01:00 Thu 14th Mar 2002 |

Q. So Peter the Great taxed people who covered themselves in, well, poo

A. No. People who had excrement on their faces.

Q. Confused. Meaning

A. Excrement is anything that is excreted, from the Latin excrescere, to come forth. So it means any matter which grows out of or is excreted by the body. Today it is limited - at least colloquially - to faeces, however, the term was at one time used more often for hair, nails and feathers as well as growths or lumps on the body. What Peter the Great wanted to tax was facial excrement, that is beards.

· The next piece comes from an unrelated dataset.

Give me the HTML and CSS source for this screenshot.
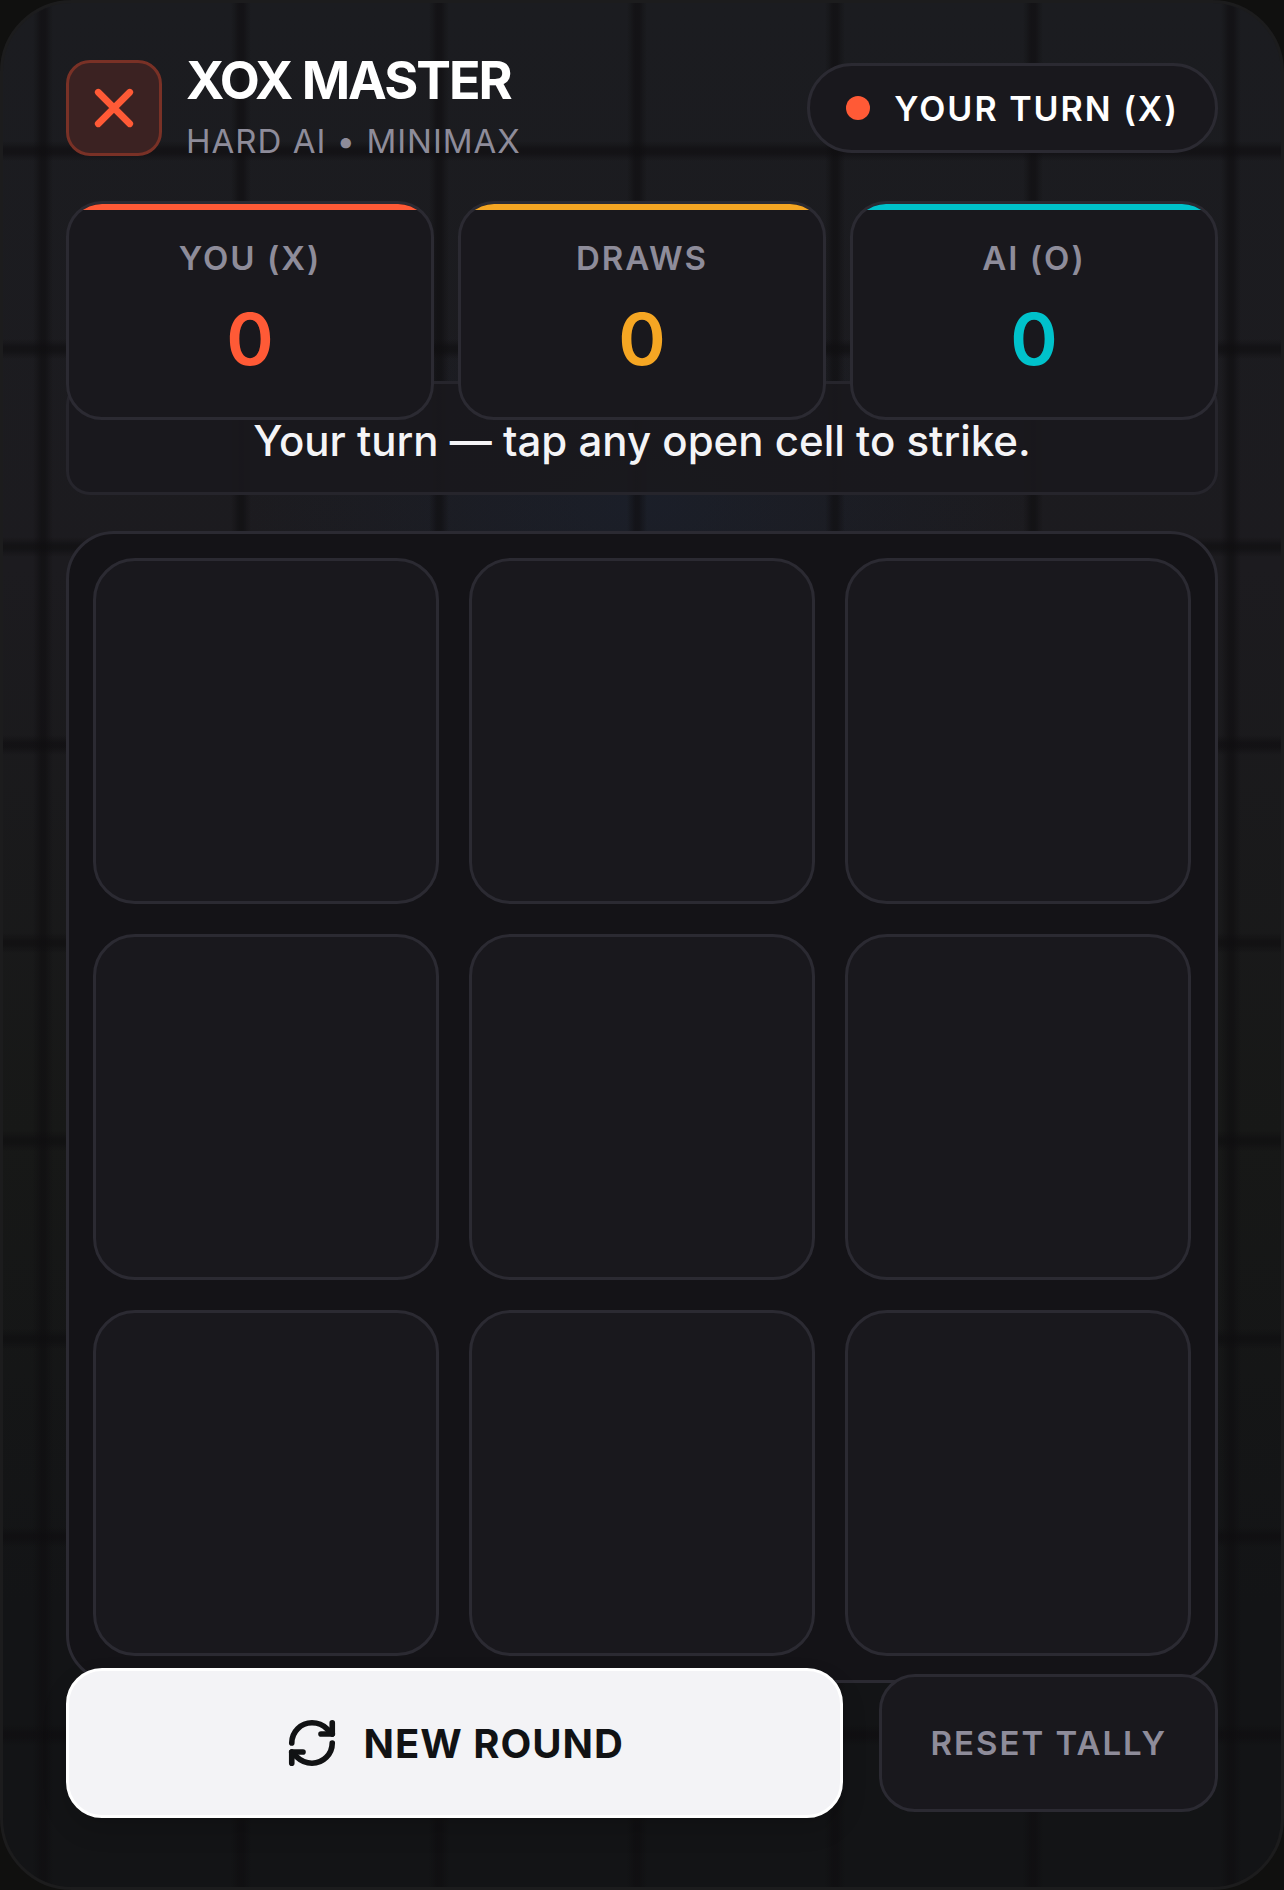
FILE: index.html
```html
<!DOCTYPE html>
<html lang="en">
<head>
    <meta charset="UTF-8">
    <meta name="viewport" content="width=device-width, initial-scale=1.0">
    <title>XOX Master</title>
    <link rel="stylesheet" href="styles.css">
</head>
<body>
    <main class="app">
        <header class="header">
            <div class="brand">
                <div class="logo">
                    <svg viewBox="0 0 24 24" aria-hidden="true">
                        <path d="M5 5l14 14M19 5L5 19"/>
                    </svg>
                </div>
                <div>
                    <h1>XOX MASTER</h1>
                    <p class="subtitle">HARD AI • MINIMAX</p>
                </div>
            </div>
            <div class="turn">
                <span class="dot"></span>
                <span id="turnText">YOUR TURN (X)</span>
            </div>
        </header>

        <section class="scores">
            <div class="score you">
                <span class="label">YOU (X)</span>
                <span class="value" id="scoreX">0</span>
            </div>
            <div class="score draws">
                <span class="label">DRAWS</span>
                <span class="value" id="scoreDraw">0</span>
            </div>
            <div class="score ai">
                <span class="label">AI (O)</span>
                <span class="value" id="scoreO">0</span>
            </div>
        </section>

        <p class="message" id="message">Your turn — tap any open cell to strike.</p>

        <section class="board" id="board">
            <button class="cell" type="button" aria-label="Cell 1"></button>
            <button class="cell" type="button" aria-label="Cell 2"></button>
            <button class="cell" type="button" aria-label="Cell 3"></button>
            <button class="cell" type="button" aria-label="Cell 4"></button>
            <button class="cell" type="button" aria-label="Cell 5"></button>
            <button class="cell" type="button" aria-label="Cell 6"></button>
            <button class="cell" type="button" aria-label="Cell 7"></button>
            <button class="cell" type="button" aria-label="Cell 8"></button>
            <button class="cell" type="button" aria-label="Cell 9"></button>
        </section>

        <footer class="actions">
            <button class="btn primary" type="button" id="newRound">
                <svg viewBox="0 0 24 24" aria-hidden="true">
                    <path d="M3 12a9 9 0 0 1 9-9 9.75 9.75 0 0 1 6.74 2.74L21 8"/>
                    <path d="M21 3v5h-5"/>
                    <path d="M21 12a9 9 0 0 1-9 9 9.75 9.75 0 0 1-6.74-2.74L3 16"/>
                    <path d="M8 16H3v5"/>
                </svg>
                NEW ROUND
            </button>
            <button class="btn secondary" type="button" id="resetTally">RESET TALLY</button>
        </footer>
    </main>
</body>
</html>
```

FILE: styles.css
```css
:root {
    --x: #ff5a36;
    --o: #00c2cb;
    --draw: #f5a623;
    --surface: #19181d;
    --line: #2b2a32;
    --muted: #8e8c9a;
}
* {
    box-sizing: border-box;
    margin: 0;
    padding: 0;
}
body {
    background: #10100f;
    color: #f4f4f6;
    font-family: Inter, "Liberation Sans", sans-serif;
}
button {
    font-family: inherit;
    cursor: pointer;
}

.app {
    position: relative;
    min-height: 100vh;
    padding: 57px 63px 69px;
    border: 3px solid #1c1c1d;
    border-radius: 72px;
    overflow: hidden;
    background:
        radial-gradient(ellipse 400px 200px at 50% 500px, rgba(26, 34, 50, 0.5), transparent),
        linear-gradient(#1b1c20, #1c1b1f 30%, #171817 60%, #131416 85%);
}
/* soft dark grid behind everything */
.app::before {
    content: "";
    position: absolute;
    inset: 0;
    background:
        linear-gradient(90deg, transparent, rgba(14, 13, 15, 0.6) 8px 12px, transparent 20px) 30px 0 / 198px 198px,
        linear-gradient(transparent, rgba(14, 13, 15, 0.6) 8px 12px, transparent 20px) 0 138px / 198px 198px;
}

.header {
    position: relative;
    display: flex;
    justify-content: space-between;
    align-items: center;
    height: 96px;
    margin-bottom: 45px;
}
.brand {
    display: flex;
    align-items: center;
    gap: 24px;
}
.logo {
    width: 96px;
    height: 96px;
    display: flex;
    align-items: center;
    justify-content: center;
    background: #3b2222;
    border: 3px solid #793126;
    border-radius: 24px;
}
.logo svg {
    width: 54px;
    height: 54px;
    fill: none;
    stroke: var(--x);
    stroke-width: 3;
    stroke-linecap: round;
}
h1 {
    font-size: 52px;
    line-height: 48px;
    font-weight: 700;
    letter-spacing: -2px;
    color: #fff;
}
.subtitle {
    margin-top: 18px;
    font-size: 33px;
    line-height: 36px;
    letter-spacing: 1px;
    color: var(--muted);
}
.turn {
    display: flex;
    align-items: center;
    gap: 24px;
    height: 90px;
    padding: 0 36px;
    background: var(--surface);
    border: 3px solid var(--line);
    border-radius: 45px;
    font-size: 34px;
    font-weight: 600;
    letter-spacing: 2px;
    color: #fff;
}
.dot {
    width: 24px;
    height: 24px;
    border-radius: 50%;
    background: var(--x);
}

.scores {
    position: relative;
    z-index: 2;
    display: grid;
    grid-template-columns: repeat(3, 1fr);
    gap: 24px;
}
.score {
    display: flex;
    flex-direction: column;
    align-items: center;
    padding-bottom: 33px;
    background: var(--surface);
    border: 3px solid var(--line);
    border-radius: 36px;
    overflow: hidden;
}
.score::before {
    content: "";
    width: 100%;
    height: 6px;
    margin-bottom: 27px;
    background: currentColor;
}
.label {
    font-size: 33px;
    line-height: 42px;
    font-weight: 600;
    letter-spacing: 2px;
    color: var(--muted);
}
.value {
    margin-top: 15px;
    font-size: 72px;
    line-height: 90px;
    font-weight: 600;
}
.you {
    color: var(--x);
}
.draws {
    color: var(--draw);
}
.ai {
    color: var(--o);
}

.message {
    position: relative;
    z-index: 1;
    margin: -39px 0 36px;
    padding: 33px 24px 27px;
    background: rgba(25, 24, 29, 0.9);
    border: 3px solid #26252c;
    border-radius: 24px;
    font-size: 42px;
    line-height: 48px;
    font-weight: 500;
    text-align: center;
}

.board {
    position: relative;
    display: grid;
    grid-template-columns: repeat(3, 1fr);
    grid-template-rows: repeat(3, 1fr);
    gap: 30px;
    aspect-ratio: 1;
    padding: 24px;
    background: #141317;
    border: 3px solid var(--line);
    border-radius: 48px;
}
.cell {
    background: var(--surface);
    border: 3px solid var(--line);
    border-radius: 42px;
}

.actions {
    position: relative;
    display: flex;
    align-items: center;
    gap: 36px;
    margin-top: -15px;
}
.btn {
    border-radius: 36px;
}
.primary {
    flex: 1;
    display: flex;
    align-items: center;
    justify-content: center;
    gap: 24px;
    height: 150px;
    background: #f3f3f6;
    border: 3px solid #fff;
    box-shadow: 0 12px 24px rgba(0, 0, 0, 0.15);
    color: #111214;
    font-size: 40px;
    font-weight: 700;
    letter-spacing: 1px;
}
.primary svg {
    width: 54px;
    height: 54px;
    fill: none;
    stroke: currentColor;
    stroke-width: 2.5;
    stroke-linecap: round;
    stroke-linejoin: round;
}
.secondary {
    height: 138px;
    padding: 0 48px;
    background: var(--surface);
    border: 3px solid var(--line);
    color: var(--muted);
    font-size: 33px;
    font-weight: 600;
    letter-spacing: 2px;
}
```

Q. So anything that grows out of your body is excrement

A. Well, it's now a completely defunct usage, but was quite the form in the 16th and 17th centuries. However, if, at the time, you'd been told that you had an alarming amount of excrement on your chin, you could be forgiven for taking offence for an entirely different reason.

Q. Why

A. The implication was that one may not be in the A-stream intellectually. There was a theory at the time that excessive amounts of hair on the head or face indicated that one's head was full and thus pushing the excrement out. In the 1630s the English author Thomas Randolph wrote: 'Above all things wear no long beards; long beards are a sign the brains are full, because the excrements come out so plentifully.' This thinking has led to the old adage 'more hair than wit' and is most likely the reasoning behind the stereotypical depiction of a boffin with a high forehead and thinning hair and the contrasting archetype of the hairy ape-like, dim-witted thug.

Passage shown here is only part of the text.